Copenhagen rejects Japan’s extradition request over a 2010 incident involving a Japanese whaling ship in the Antarctic.
Antiwhaling activist Paul Watson has been freed from a prison in Greenland and will not be extradited to Japan, the Danish Ministry of Justice says.
Japan had asked Denmark to extradite Watson, who had been in custody in Greenland since his arrest in July. Greenland is an autonomous territory of Denmark.
Peter Hummelgaard, Denmark’s minister of justice, said on Tuesday that he had not received sufficient assurances from Japan’s government that Watson’s five months in jail would be deducted from any future sentence.
Watson was apprehended in Nuuk, the capital of Greenland, on July 21 by police officers while refuelling a ship. Local police were acting on an Interpol red notice issued by Japan.
Tokyo accused Watson of conspiracy to trespass, interrupting a business and causing damage to a Japanese whaling ship in 2010 in the Antarctic.
The charges, which also included assaulting a crew member, carried a jail sentence of up to 15 years.
‘Good to be out’
Watson, a pioneer behind the founding of Greenpeace and a former head of the Sea Shepherd Conservation Society, has spent decades trying to thwart whalers on the high seas.
His well-documented confrontations with whaling vessels have drawn support from numerous celebrities.
Watson has denied the Japanese government’s allegations.
“After five months, it’s good to be out and … good to see that they are not going to send me to Japan and so have a go-home for Christmas,” Watson said in a video posted by his foundation on social media after his release.

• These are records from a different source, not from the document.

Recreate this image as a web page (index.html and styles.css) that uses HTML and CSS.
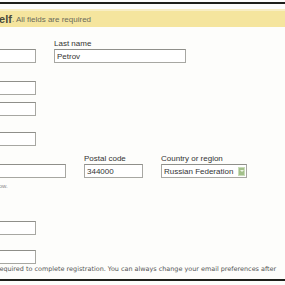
FILE: index.html
```html
<!DOCTYPE html>
<html lang="en">
<head>
  <meta charset="UTF-8" />
  <title>Tell us about yourself</title>
  <link rel="stylesheet" href="styles.css">
</head>
<body>
  <div class="dialog">
    <div class="head">
      <h1>Tell us about yourself</h1>
      <span class="sub">. All fields are required</span>
    </div>

    <form class="fields">
      <div class="row row-first">
        <div class="field">
          <label>First name</label>
          <input type="text" class="wide">
        </div>
        <div class="field">
          <label>Last name</label>
          <input type="text" class="wide" value="Petrov">
        </div>
      </div>

      <div class="row row-label">
        <div class="field">
          <label>Street address</label>
          <input type="text" class="wide">
        </div>
      </div>

      <div class="row row-plain">
        <div class="field">
          <input type="text" class="wide">
        </div>
      </div>

      <div class="row row-label-tight">
        <div class="field">
          <label>Apartment or suite</label>
          <input type="text" class="wide">
        </div>
      </div>

      <div class="row row-label-city">
        <div class="field">
          <label>City</label>
          <input type="text" class="city">
          <div class="hint">For example: Rostov-on-Don, Moscow.</div>
        </div>
        <div class="field">
          <label>Postal code</label>
          <input type="text" class="postal" value="344000">
        </div>
        <div class="field">
          <label>Country or region</label>
          <div class="select">
            <span>Russian Federation</span>
            <i class="arrow"></i>
          </div>
        </div>
      </div>

      <div class="row row-phone">
        <div class="field">
          <label>Phone number</label>
          <input type="text" class="wide">
        </div>
      </div>

      <div class="row row-last">
        <div class="field">
          <label>Alternate e-mail address</label>
          <input type="text" class="wide">
        </div>
      </div>
    </form>

    <p class="note">Your e-mail address is required to complete registration. You can always change your email preferences after</p>
  </div>
</body>
</html>
```

FILE: styles.css
```css
html {
  overflow: hidden;
}

body {
  margin: 0;
  padding-top: 2px;
  width: 285px;
  height: 285px;
  overflow: hidden;
  background: #fdfdfb;
  font-family: 'Liberation Sans', Arial, sans-serif;
  color: #333;
}

.dialog {
  margin-left: -120px;
  width: 405px;
  border-top: 2px solid #1e1f1a;
  border-bottom: 2px solid #1e1f1a;
}

.head {
  margin-top: 5px;
  height: 16px;
  padding-left: 19px;
  background: #f5e59e;
  border-top: 2px solid #f8eec4;
  display: flex;
  align-items: center;
}

.head h1 {
  margin: 0;
  font-size: 11px;
  font-weight: bold;
  color: #4a4a3a;
}

.sub {
  font-size: 8px;
  color: #6a6a5a;
}

.fields {
  padding-left: 24px;
}

.row {
  display: flex;
  gap: 18px;
  align-items: flex-start;
}

.row-first { margin-top: 12px; }
.row-label { margin-top: 8px; }
.row-plain { margin-top: 7px; }
.row-label-tight { margin-top: 6px; }
.row-label-city { margin-top: 8px; }
.row-phone { margin-top: 20px; }
.row-last { margin-top: 5px; }

label {
  display: block;
  font-size: 8px;
  line-height: 9px;
  margin-bottom: 1px;
  color: #333;
  white-space: nowrap;
}

input, .select {
  box-sizing: border-box;
  height: 14px;
  border: 1px solid #a7a7a2;
  border-top-color: #8f8f8a;
  background: #fff;
  font-family: 'Liberation Sans', Arial, sans-serif;
  font-size: 8px;
  color: #333;
  padding: 0 2px;
  margin: 0;
  display: block;
}

.wide { width: 132px; }
.city { width: 162px; }
.postal { width: 59px; }

.hint {
  font-size: 6px;
  line-height: 9px;
  margin-top: 4px;
  color: #888;
  white-space: nowrap;
}

.select {
  width: 86px;
  display: flex;
  align-items: center;
  justify-content: space-between;
  padding: 0 1px 0 2px;
  white-space: nowrap;
}

.arrow {
  width: 7px;
  height: 9px;
  background: #a3c08b;
  border: 1px solid #c9dcb9;
  box-sizing: border-box;
  position: relative;
}

.arrow::after {
  content: "";
  position: absolute;
  left: 1px;
  top: 2px;
  border-left: 2px solid transparent;
  border-right: 2px solid transparent;
  border-top: 2px solid #eef5e6;
}

.note {
  margin: 1px 0 5px 0;
  padding-left: 44.5px;
  font-family: 'DejaVu Sans', Verdana, sans-serif;
  font-size: 6.45px;
  line-height: 9px;
  color: #555;
  white-space: nowrap;
}
```
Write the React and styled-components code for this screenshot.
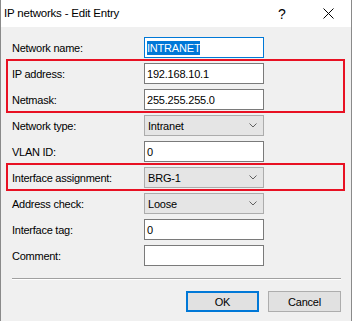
import React from 'react';
import styled, { createGlobalStyle } from 'styled-components'

const Global = createGlobalStyle`
    html, body {
        margin: 0;
        padding: 0;
        background: #f0f0f0;
    }
    body {
        font-family: "Liberation Sans", Arial, sans-serif;
        font-size: 11px;
        color: #000;
    }
`

const Window = styled.div`
    width: 352px;
    height: 321px;
    box-sizing: border-box;
    border-left: 1px solid #8a8a8a;
    border-right: 1px solid #8a8a8a;
    background: #f0f0f0;
    display: flex;
    flex-direction: column;
`

const TitleBar = styled.div`
    height: 27px;
    background: #fff;
    display: flex;
    align-items: center;
    padding-left: 3px;
    flex-shrink: 0;
`

const Title = styled.div`
    flex: 1;
    font-size: 11.5px;
    letter-spacing: -0.2px;
    padding-bottom: 1px;
`

const TitleButton = styled.div`
    width: 46px;
    height: 27px;
    display: flex;
    align-items: center;
    justify-content: center;
    font-size: 14px;
`

const Body = styled.div`
    flex: 1;
    padding: 10px 10px 0 11px;
    display: flex;
    flex-direction: column;
`

const Form = styled.div`
    display: flex;
    flex-direction: column;
    gap: 5px;
`

const Group = styled.div`
    display: flex;
    flex-direction: column;
    gap: 5px;
    margin: -4px -4px -3px -6px;
    padding: 2px 2px 1px 4px;
    border: 2px solid #e81123;
`

const Row = styled.div`
    display: grid;
    grid-template-columns: 132px 120px;
    align-items: center;
    height: 21px;
`

const Label = styled.div`
    letter-spacing: -0.25px;
    white-space: nowrap;
`

const TextBox = styled.div`
    box-sizing: border-box;
    height: 21px;
    border: 1px solid ${p => (p.$focused ? '#0078d7' : '#7a7a7a')};
    background: #fff;
    display: flex;
    align-items: center;
    padding-left: 2px;
    letter-spacing: -0.2px;
`

const Selected = styled.span`
    background: #0078d7;
    color: #fff;
    padding: 1px 0;
`

const Combo = styled.div`
    box-sizing: border-box;
    height: 21px;
    border: 1px solid #acacac;
    background: #e5e5e5;
    display: flex;
    align-items: center;
    justify-content: space-between;
    padding: 0 6px 0 3px;
    letter-spacing: -0.2px;
`

const Separator = styled.div`
    margin-top: 12px;
    height: 1px;
    background: #a0a0a0;
    border-bottom: 1px solid #fff;
`

const Buttons = styled.div`
    display: flex;
    justify-content: flex-end;
    gap: 9px;
    margin-top: 11px;
`

const Button = styled.div`
    box-sizing: border-box;
    width: 73px;
    height: 21px;
    background: #e1e1e1;
    border: ${p => (p.$default ? '2px solid #0078d7' : '1px solid #adadad')};
    display: flex;
    align-items: center;
    justify-content: center;
    letter-spacing: -0.2px;
`

const Chevron = () => (
    <svg width="8" height="5" viewBox="0 0 8 5">
        <path d="M0.5 0.5 L4 4 L7.5 0.5" fill="none" stroke="#606060" strokeWidth="1" />
    </svg>
)

const Close = () => (
    <svg width="11" height="11" viewBox="0 0 11 11">
        <path d="M0.5 0.5 L10.5 10.5 M10.5 0.5 L0.5 10.5" stroke="#000" strokeWidth="1" />
    </svg>
)

const Field = ({ label, children }) => (
    <Row>
        <Label>{label}</Label>
        {children}
    </Row>
)

const Select = ({ value }) => (
    <Combo>
        <span>{value}</span>
        <Chevron />
    </Combo>
)

export default function App() {
    return (
        <Window>
            <Global />
            <TitleBar>
                <Title>IP networks - Edit Entry</Title>
                <TitleButton>?</TitleButton>
                <TitleButton><Close /></TitleButton>
            </TitleBar>
            <Body>
                <Form>
                    <Field label="Network name:">
                        <TextBox $focused><Selected>INTRANET</Selected></TextBox>
                    </Field>
                    <Group>
                        <Field label="IP address:">
                            <TextBox>192.168.10.1</TextBox>
                        </Field>
                        <Field label="Netmask:">
                            <TextBox>255.255.255.0</TextBox>
                        </Field>
                    </Group>
                    <Field label="Network type:">
                        <Select value="Intranet" />
                    </Field>
                    <Field label="VLAN ID:">
                        <TextBox>0</TextBox>
                    </Field>
                    <Group>
                        <Field label="Interface assignment:">
                            <Select value="BRG-1" />
                        </Field>
                    </Group>
                    <Field label="Address check:">
                        <Select value="Loose" />
                    </Field>
                    <Field label="Interface tag:">
                        <TextBox>0</TextBox>
                    </Field>
                    <Field label="Comment:">
                        <TextBox />
                    </Field>
                </Form>
                <Separator />
                <Buttons>
                    <Button $default>OK</Button>
                    <Button>Cancel</Button>
                </Buttons>
            </Body>
        </Window>
    );
}
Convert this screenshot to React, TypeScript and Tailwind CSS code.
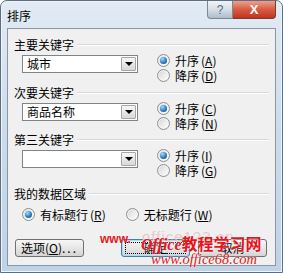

“The only hard part was that my two little boys, … I haven’t seen them since June,” he added.
“We are happy and relieved that Paul Watson is now free,” his lawyer Jonas Christoffersen said.
“I guess he will have some lunch or breakfast as a free man and then will find a way to get back home.”
Watson, a Canadian-American citizen, was previously detained in Germany in 2012 on a Costa Rican extradition warrant but skipped bail after learning that he was also sought for extradition by Japan.
He has since lived in countries that include France and the United States.
Japan withdrew from the International Whaling Commission in 2019 and has since resumed commercial whaling within its maritime exclusive economic zone.
Japan says whale meat is part of its food culture and it supports sustainable use of whales.